My airline is offering vouchers instead of cash — do I have to accept?

No. EC 261 entitles you to cash compensation. Airlines may offer vouchers, but you are not obligated to accept them in place of the statutory cash amount. If you have already accepted a voucher under pressure, you may still have grounds to claim the cash difference — escalate to your national enforcement body.

How do I escalate if the airline ignores my EC 261 claim?

Each EU member state has a designated national enforcement body — in Germany it is the Luftfahrt-Bundesamt, in France the DGAC, in the UK (post-Brexit) the CAA. File a complaint with the body in the country where your flight departed. These authorities can investigate and levy administrative penalties on airlines that systematically deny valid claims. The process is free and does not require a lawyer or claims-management company.

What does a downgrade actually pay under EC 261?

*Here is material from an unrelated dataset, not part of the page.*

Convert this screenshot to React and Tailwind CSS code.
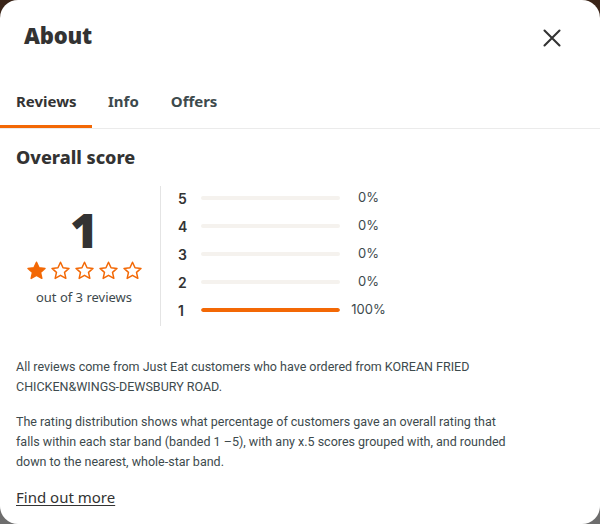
import React from 'react';

const bars = [
  { stars: 5, pct: 0 },
  { stars: 4, pct: 0 },
  { stars: 3, pct: 0 },
  { stars: 2, pct: 0 },
  { stars: 1, pct: 100 },
];

const Star = ({ filled }) => (
  <svg width="21" height="21" viewBox="0 0 24 24" className="shrink-0">
    <path
      d="M12 2.6l2.9 6.3 6.8.7-5.1 4.6 1.5 6.8L12 17.5 5.9 21l1.5-6.8-5.1-4.6 6.8-.7z"
      fill={filled ? '#f36805' : 'none'}
      stroke="#f36805"
      strokeWidth="1.7"
      strokeLinejoin="round"
    />
  </svg>
);

const App = () => {
  const tabs = ['Reviews', 'Info', 'Offers'];

  return (
    <div className="w-[600px] h-[524px] bg-gradient-to-b from-[#3a2418] to-[#6e6e6e] overflow-hidden">
      <div
        className="w-full h-full bg-white rounded-[18px] text-[#242e30] flex flex-col"
        style={{ fontFamily: '"Noto Sans", "Open Sans", sans-serif' }}
      >
        <div className="flex items-center justify-between pl-6 pr-[39px] pt-[10px] h-[74px] pb-[14px]">
          <h1 className="text-[22px] font-black tracking-[-0.2px] text-[#333]">About</h1>
          <button className="text-[#333] mt-[6px]">
            <svg width="18" height="18" viewBox="0 0 18 18">
              <path d="M1.5 1.5l15 15M16.5 1.5l-15 15" stroke="#333" strokeWidth="2.1" strokeLinecap="round" />
            </svg>
          </button>
        </div>

        <div className="flex border-b border-[#ebebeb] h-[55px] items-stretch">
          {tabs.map((t, i) => (
            <div
              key={t}
              className={`flex items-center text-[15px] font-bold ${
                i === 0
                  ? 'pl-4 w-[92px] border-b-[3px] border-[#f36805] text-[#333] pt-[3px]'
                  : i === 1
                  ? 'pl-4 pr-4 text-[#3d4a4d]'
                  : 'pl-[16px] text-[#3d4a4d]'
              }`}
            >
              {t}
            </div>
          ))}
        </div>

        <div className="px-4 pt-[16px]">
          <h2 className="text-[18px] font-extrabold text-[#333] leading-[24px]">Overall score</h2>

          <div className="flex mt-[17px]">
            <div className="w-[136px] flex flex-col items-center pt-[18px]">
              <div className="text-[48px] font-black leading-[52px] text-[#333]">1</div>
              <div className="flex gap-[3px] mt-[4px]">
                <Star filled />
                <Star />
                <Star />
                <Star />
                <Star />
              </div>
              <div className="text-[13px] text-[#3d4a4d] mt-[7px]">out of 3 reviews</div>
            </div>

            <div className="ml-[8px] border-l border-[#e4e4e4] h-[140px] pl-[17px]">
              <div className="-mt-[2px] flex flex-col">
                {bars.map((b) => (
                  <div key={b.stars} className="flex items-center h-[28px]" style={{ fontFamily: 'Inter, sans-serif' }}>
                    <span className="w-[23px] text-[14px] font-semibold text-[#333]">{b.stars}</span>
                    <div className="w-[139px] h-[4px] rounded-full bg-[#f5f2ee] overflow-hidden">
                      <div className="h-full bg-[#f36805] rounded-full" style={{ width: `${b.pct}%` }} />
                    </div>
                    <span className="w-[57px] text-center text-[13px] text-[#3d4a4d]">{b.pct}%</span>
                  </div>
                ))}
              </div>
            </div>
          </div>

          <div
            className="mt-[31px] max-w-[498px] text-[12.5px] leading-[20px] text-[#3d4a4d]"
            style={{ fontFamily: 'Roboto, "Noto Sans", sans-serif' }}
          >
            <p>
              All reviews come from Just Eat customers who have ordered from KOREAN FRIED CHICKEN&amp;WINGS-DEWSBURY ROAD.
            </p>
            <p className="mt-[15px]">
              The rating distribution shows what percentage of customers gave an overall rating that falls within each
              star band (banded 1 –5), with any x.5 scores grouped with, and rounded down to the nearest, whole-star band.
            </p>
          </div>

          <a href="#" className="inline-block mt-[14px] text-[15px] text-[#333] underline underline-offset-2">
            Find out more
          </a>
        </div>
      </div>
    </div>
  );
};

export default App;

Downgrade compensation is calculated as a percentage of the ticket price for the affected flight segment: 30% for short-haul flights under 1,500 km, 50% for medium-haul flights between 1,500 and 3,500 km, and 75% for long-haul flights over 3,500 km. This is applied to the fare paid for that specific leg — not the total itinerary price — which is why a transatlantic downgrade can produce a surprisingly small absolute figure.